Source material -
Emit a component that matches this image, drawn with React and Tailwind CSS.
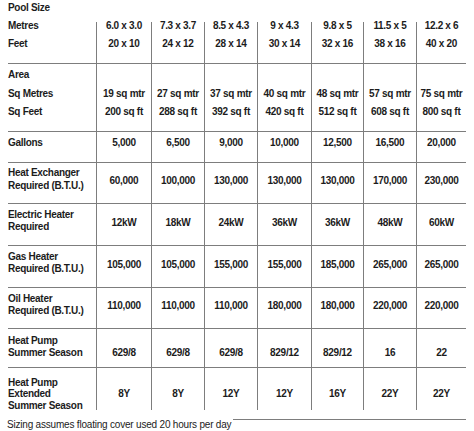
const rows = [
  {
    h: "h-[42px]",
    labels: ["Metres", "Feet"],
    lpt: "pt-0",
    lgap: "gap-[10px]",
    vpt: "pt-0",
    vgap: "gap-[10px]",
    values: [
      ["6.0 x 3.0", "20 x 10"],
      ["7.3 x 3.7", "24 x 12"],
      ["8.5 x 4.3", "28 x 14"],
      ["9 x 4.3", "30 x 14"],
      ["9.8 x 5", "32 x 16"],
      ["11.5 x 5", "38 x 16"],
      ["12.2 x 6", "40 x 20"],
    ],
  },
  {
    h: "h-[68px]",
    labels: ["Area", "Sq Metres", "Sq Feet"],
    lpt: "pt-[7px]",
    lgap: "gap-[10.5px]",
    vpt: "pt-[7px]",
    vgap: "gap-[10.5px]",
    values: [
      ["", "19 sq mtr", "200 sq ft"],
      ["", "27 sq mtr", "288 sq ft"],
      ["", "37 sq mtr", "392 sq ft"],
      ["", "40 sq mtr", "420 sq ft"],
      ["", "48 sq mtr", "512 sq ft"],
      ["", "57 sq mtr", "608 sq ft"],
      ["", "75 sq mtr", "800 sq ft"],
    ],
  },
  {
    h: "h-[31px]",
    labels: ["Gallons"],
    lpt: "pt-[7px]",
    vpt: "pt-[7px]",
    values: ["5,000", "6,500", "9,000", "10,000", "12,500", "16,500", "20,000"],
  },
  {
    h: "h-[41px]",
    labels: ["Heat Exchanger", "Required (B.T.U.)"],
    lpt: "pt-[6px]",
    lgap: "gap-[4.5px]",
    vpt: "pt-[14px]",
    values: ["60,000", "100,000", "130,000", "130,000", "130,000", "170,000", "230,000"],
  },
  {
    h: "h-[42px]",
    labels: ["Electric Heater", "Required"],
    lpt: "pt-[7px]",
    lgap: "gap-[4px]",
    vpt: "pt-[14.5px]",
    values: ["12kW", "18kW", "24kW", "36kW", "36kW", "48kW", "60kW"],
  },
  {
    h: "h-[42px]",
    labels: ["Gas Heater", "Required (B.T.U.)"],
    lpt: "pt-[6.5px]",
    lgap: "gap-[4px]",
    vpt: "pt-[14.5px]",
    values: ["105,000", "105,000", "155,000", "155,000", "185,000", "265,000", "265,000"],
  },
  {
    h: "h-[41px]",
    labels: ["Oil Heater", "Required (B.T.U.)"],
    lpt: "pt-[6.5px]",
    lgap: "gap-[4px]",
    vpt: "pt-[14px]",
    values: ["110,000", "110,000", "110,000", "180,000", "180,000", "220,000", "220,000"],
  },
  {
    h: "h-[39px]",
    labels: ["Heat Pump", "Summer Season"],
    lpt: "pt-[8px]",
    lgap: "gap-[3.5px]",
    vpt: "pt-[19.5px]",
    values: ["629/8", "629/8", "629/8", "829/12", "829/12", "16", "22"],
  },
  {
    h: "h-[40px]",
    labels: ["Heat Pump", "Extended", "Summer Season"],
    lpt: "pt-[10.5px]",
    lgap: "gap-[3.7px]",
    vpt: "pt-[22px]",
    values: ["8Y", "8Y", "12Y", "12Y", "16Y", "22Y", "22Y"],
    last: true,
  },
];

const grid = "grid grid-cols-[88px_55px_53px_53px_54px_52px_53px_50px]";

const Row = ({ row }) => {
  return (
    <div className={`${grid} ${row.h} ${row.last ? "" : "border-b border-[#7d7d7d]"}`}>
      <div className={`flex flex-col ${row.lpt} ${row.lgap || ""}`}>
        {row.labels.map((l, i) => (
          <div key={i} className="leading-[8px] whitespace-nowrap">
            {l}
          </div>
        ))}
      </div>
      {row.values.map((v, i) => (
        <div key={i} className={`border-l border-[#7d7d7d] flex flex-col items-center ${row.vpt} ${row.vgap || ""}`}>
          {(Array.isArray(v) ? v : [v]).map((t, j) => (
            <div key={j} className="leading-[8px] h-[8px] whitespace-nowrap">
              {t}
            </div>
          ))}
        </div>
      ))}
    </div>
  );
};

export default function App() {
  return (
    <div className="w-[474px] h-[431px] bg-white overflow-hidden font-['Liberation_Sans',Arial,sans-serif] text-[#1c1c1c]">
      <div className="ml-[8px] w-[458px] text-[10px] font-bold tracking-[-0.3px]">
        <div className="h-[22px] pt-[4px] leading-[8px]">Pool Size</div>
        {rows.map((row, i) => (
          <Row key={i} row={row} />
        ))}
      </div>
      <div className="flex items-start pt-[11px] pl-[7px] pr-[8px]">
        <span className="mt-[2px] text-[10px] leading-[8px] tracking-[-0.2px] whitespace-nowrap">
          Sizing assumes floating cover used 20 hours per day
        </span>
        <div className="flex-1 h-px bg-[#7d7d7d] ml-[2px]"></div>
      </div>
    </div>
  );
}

What to work on -
Print the full listing exactly, dropping the pictures.

Exercise response -
Emit a component that matches this image, drawn with React and Tailwind CSS.
const rows = [
  {
    h: "h-[42px]",
    labels: ["Metres", "Feet"],
    lpt: "pt-0",
    lgap: "gap-[10px]",
    vpt: "pt-0",
    vgap: "gap-[10px]",
    values: [
      ["6.0 x 3.0", "20 x 10"],
      ["7.3 x 3.7", "24 x 12"],
      ["8.5 x 4.3", "28 x 14"],
      ["9 x 4.3", "30 x 14"],
      ["9.8 x 5", "32 x 16"],
      ["11.5 x 5", "38 x 16"],
      ["12.2 x 6", "40 x 20"],
    ],
  },
  {
    h: "h-[68px]",
    labels: ["Area", "Sq Metres", "Sq Feet"],
    lpt: "pt-[7px]",
    lgap: "gap-[10.5px]",
    vpt: "pt-[7px]",
    vgap: "gap-[10.5px]",
    values: [
      ["", "19 sq mtr", "200 sq ft"],
      ["", "27 sq mtr", "288 sq ft"],
      ["", "37 sq mtr", "392 sq ft"],
      ["", "40 sq mtr", "420 sq ft"],
      ["", "48 sq mtr", "512 sq ft"],
      ["", "57 sq mtr", "608 sq ft"],
      ["", "75 sq mtr", "800 sq ft"],
    ],
  },
  {
    h: "h-[31px]",
    labels: ["Gallons"],
    lpt: "pt-[7px]",
    vpt: "pt-[7px]",
    values: ["5,000", "6,500", "9,000", "10,000", "12,500", "16,500", "20,000"],
  },
  {
    h: "h-[41px]",
    labels: ["Heat Exchanger", "Required (B.T.U.)"],
    lpt: "pt-[6px]",
    lgap: "gap-[4.5px]",
    vpt: "pt-[14px]",
    values: ["60,000", "100,000", "130,000", "130,000", "130,000", "170,000", "230,000"],
  },
  {
    h: "h-[42px]",
    labels: ["Electric Heater", "Required"],
    lpt: "pt-[7px]",
    lgap: "gap-[4px]",
    vpt: "pt-[14.5px]",
    values: ["12kW", "18kW", "24kW", "36kW", "36kW", "48kW", "60kW"],
  },
  {
    h: "h-[42px]",
    labels: ["Gas Heater", "Required (B.T.U.)"],
    lpt: "pt-[6.5px]",
    lgap: "gap-[4px]",
    vpt: "pt-[14.5px]",
    values: ["105,000", "105,000", "155,000", "155,000", "185,000", "265,000", "265,000"],
  },
  {
    h: "h-[41px]",
    labels: ["Oil Heater", "Required (B.T.U.)"],
    lpt: "pt-[6.5px]",
    lgap: "gap-[4px]",
    vpt: "pt-[14px]",
    values: ["110,000", "110,000", "110,000", "180,000", "180,000", "220,000", "220,000"],
  },
  {
    h: "h-[39px]",
    labels: ["Heat Pump", "Summer Season"],
    lpt: "pt-[8px]",
    lgap: "gap-[3.5px]",
    vpt: "pt-[19.5px]",
    values: ["629/8", "629/8", "629/8", "829/12", "829/12", "16", "22"],
  },
  {
    h: "h-[40px]",
    labels: ["Heat Pump", "Extended", "Summer Season"],
    lpt: "pt-[10.5px]",
    lgap: "gap-[3.7px]",
    vpt: "pt-[22px]",
    values: ["8Y", "8Y", "12Y", "12Y", "16Y", "22Y", "22Y"],
    last: true,
  },
];

const grid = "grid grid-cols-[88px_55px_53px_53px_54px_52px_53px_50px]";

const Row = ({ row }) => {
  return (
    <div className={`${grid} ${row.h} ${row.last ? "" : "border-b border-[#7d7d7d]"}`}>
      <div className={`flex flex-col ${row.lpt} ${row.lgap || ""}`}>
        {row.labels.map((l, i) => (
          <div key={i} className="leading-[8px] whitespace-nowrap">
            {l}
          </div>
        ))}
      </div>
      {row.values.map((v, i) => (
        <div key={i} className={`border-l border-[#7d7d7d] flex flex-col items-center ${row.vpt} ${row.vgap || ""}`}>
          {(Array.isArray(v) ? v : [v]).map((t, j) => (
            <div key={j} className="leading-[8px] h-[8px] whitespace-nowrap">
              {t}
            </div>
          ))}
        </div>
      ))}
    </div>
  );
};

export default function App() {
  return (
    <div className="w-[474px] h-[431px] bg-white overflow-hidden font-['Liberation_Sans',Arial,sans-serif] text-[#1c1c1c]">
      <div className="ml-[8px] w-[458px] text-[10px] font-bold tracking-[-0.3px]">
        <div className="h-[22px] pt-[4px] leading-[8px]">Pool Size</div>
        {rows.map((row, i) => (
          <Row key={i} row={row} />
        ))}
      </div>
      <div className="flex items-start pt-[11px] pl-[7px] pr-[8px]">
        <span className="mt-[2px] text-[10px] leading-[8px] tracking-[-0.2px] whitespace-nowrap">
          Sizing assumes floating cover used 20 hours per day
        </span>
        <div className="flex-1 h-px bg-[#7d7d7d] ml-[2px]"></div>
      </div>
    </div>
  );
}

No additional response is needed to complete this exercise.